In chemistry, you learn that in every reaction, products are produced solely from the reactants. There can be no other products which are from non-reactants.
In math, you learn that an integer, multiplied by its reciprocal, gives you a whole (1).
The existence of reciprocals is everywhere, you see it everywhere in your life. Whatever you give, you can be sure that something will be returned to you. Some says its reaping what you sowed. Some says its karma. I say its God.
God's ways are that whatever you do, God sees it all and will reward/punish you based on what you did. He assures us that we will get something, whether do you like it or not. Its meant to make everything complete and whole, perfect in His eyes. Therefore do take note of your ways, because they are your reactants which will determine your products.
Yes, i did not give you what you seek. Now that you have taken something precious away from me, i have no choice but to accept it all. Rest assured, that i will not attempt to take it back, and i will leave it to you to take all that you want.
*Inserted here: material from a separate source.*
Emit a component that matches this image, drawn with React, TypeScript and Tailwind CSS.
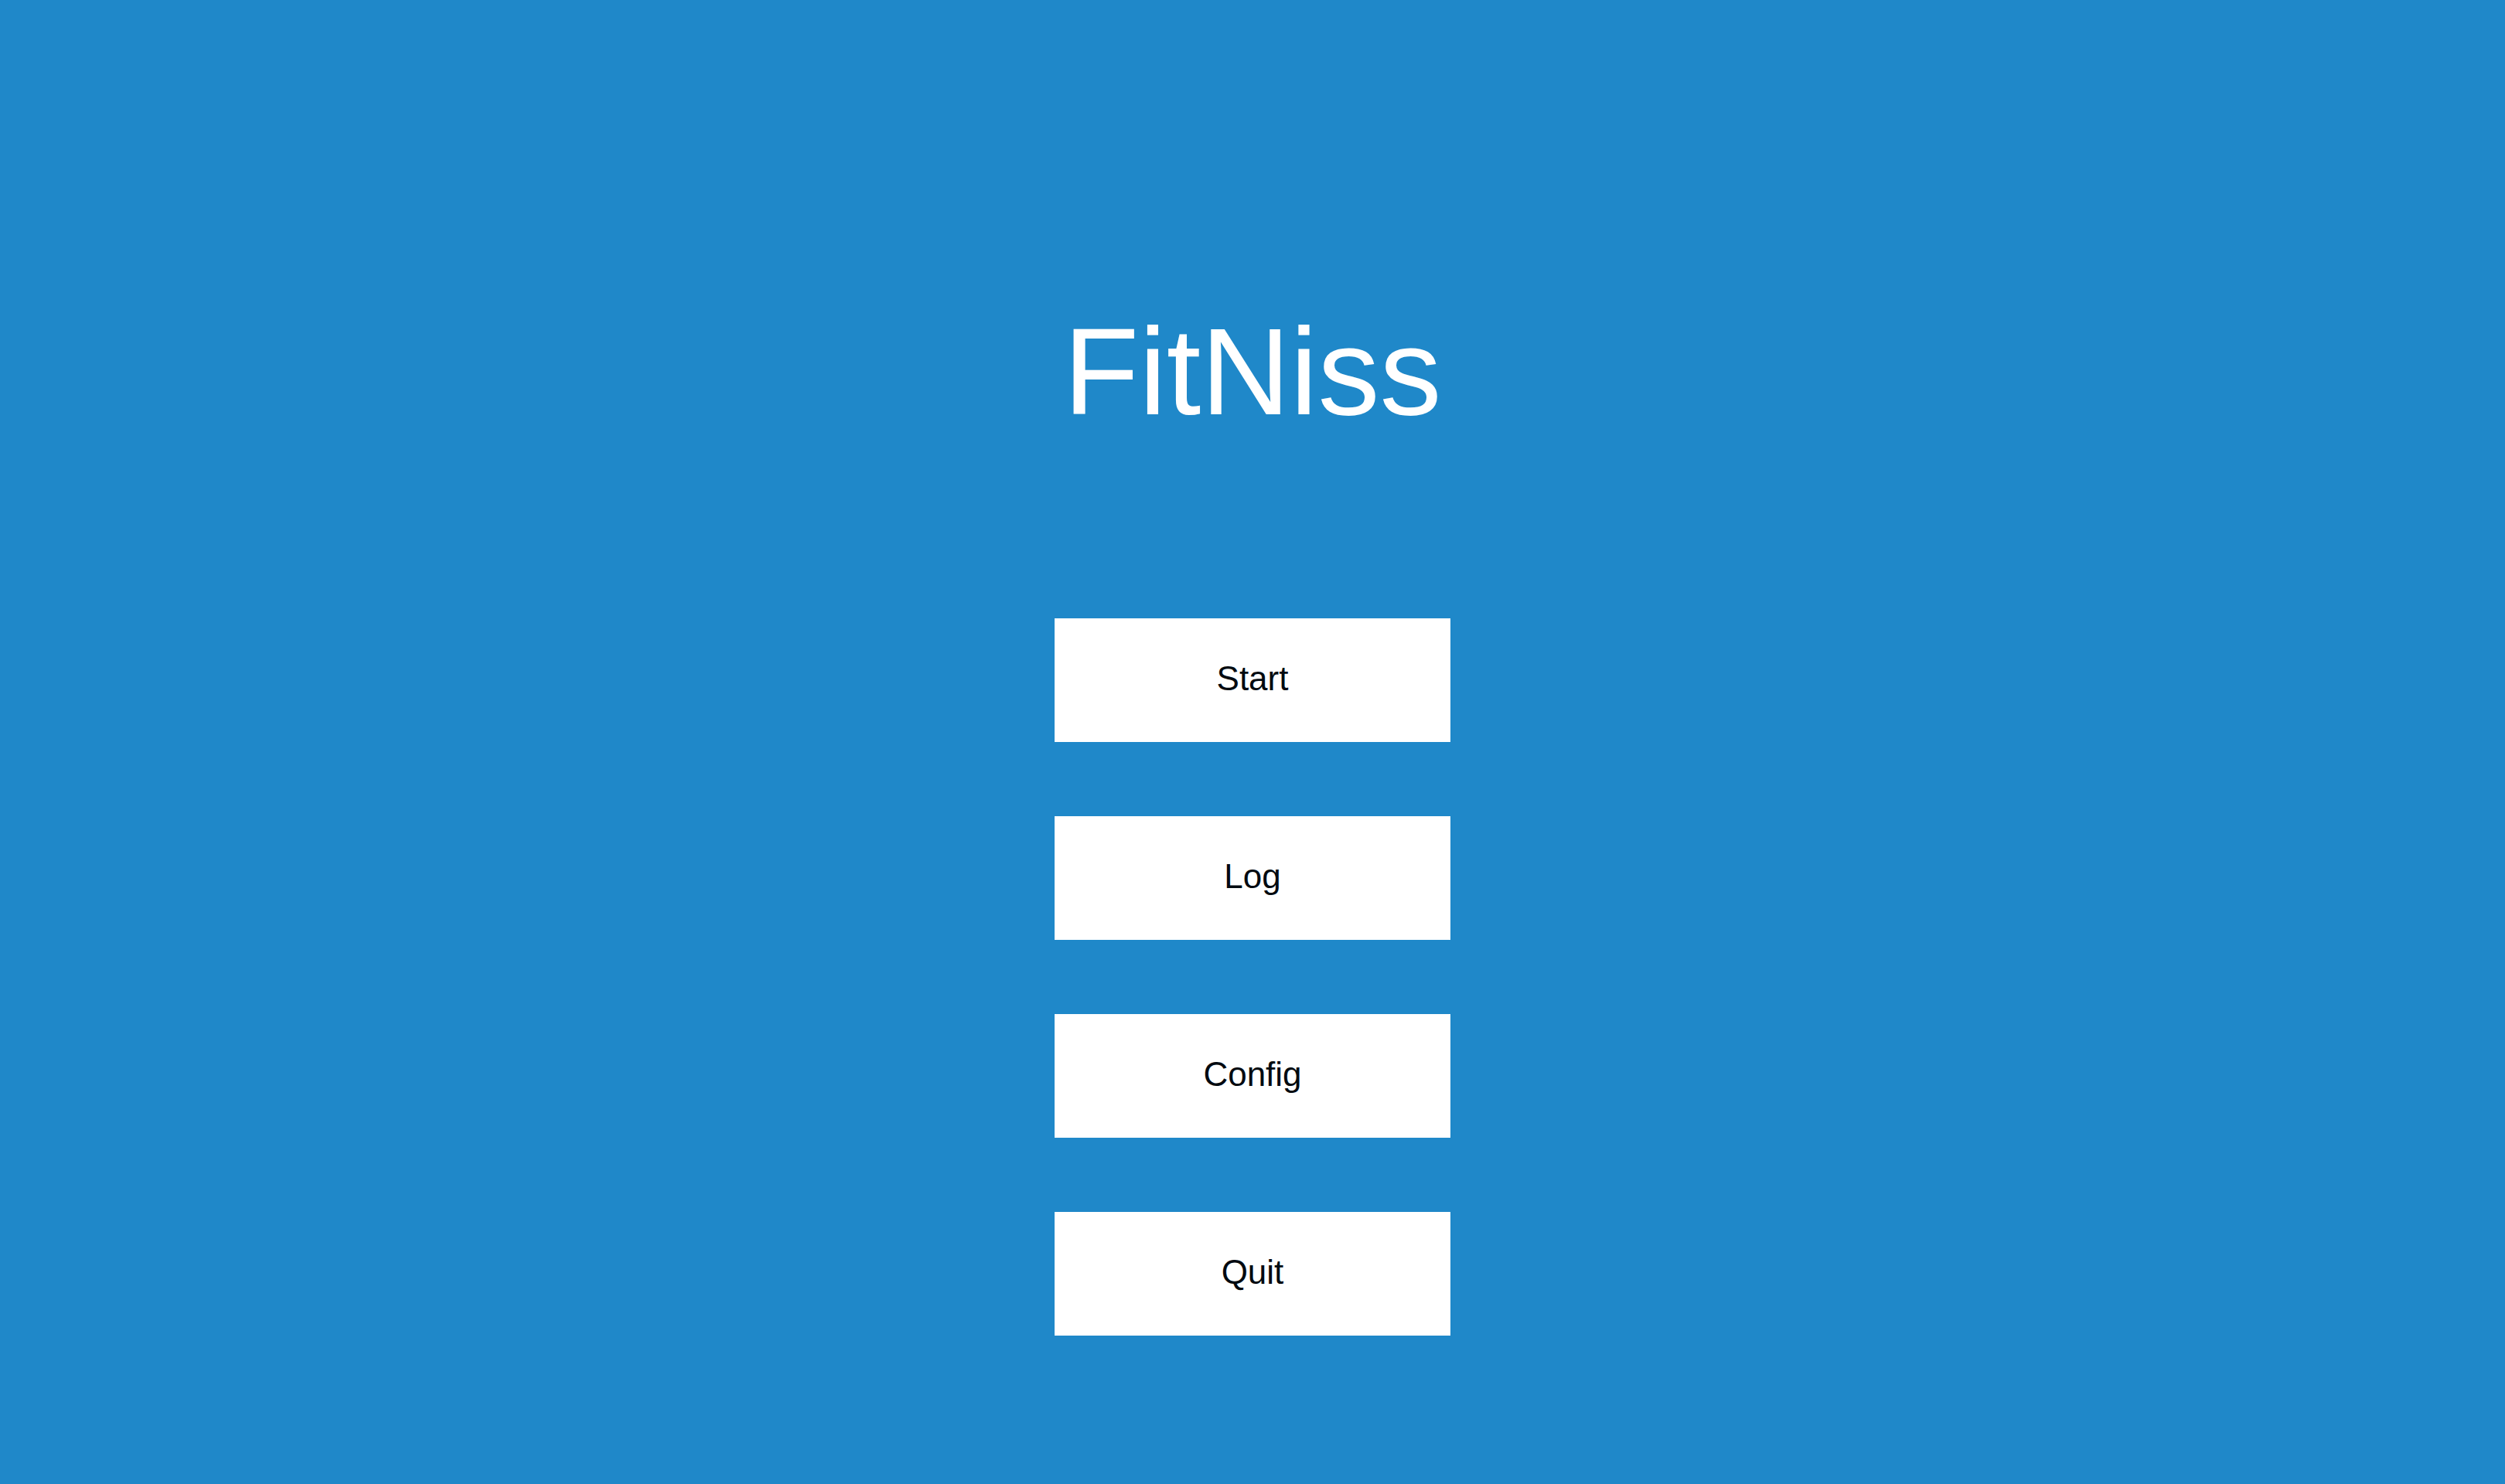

God says: It's not time yet.
6/2/08
Well, haven't been updating much on this little bloggy. Partly because i feel so dead nowadays. Seems like i'm back to the robotic days before this term break even began. Not that i became another lifeless mugger anyway, but when i tried reflecting on recent events and even the past, i just don't feel anything.
Perhaps when you try hard to look as far as possible, you would actually miss what's right in front of you. Challenges to take on, obstacles to overcome, and of course things to treasure. That's when you know its best to leave everything to God.
Bon voyage! (ok thats random)
6/1/08
Some things don't have to be put into words. You don't have to say it out, write it out or whatever. Some things are meant to be felt, to be experienced and to be understood. You don't need big words or make everything clear to convey your feelings and thoughts. Rather, sometimes simple words are already sufficient. Its only a matter of whether do the others catch it or not.
This short post shall be a good example.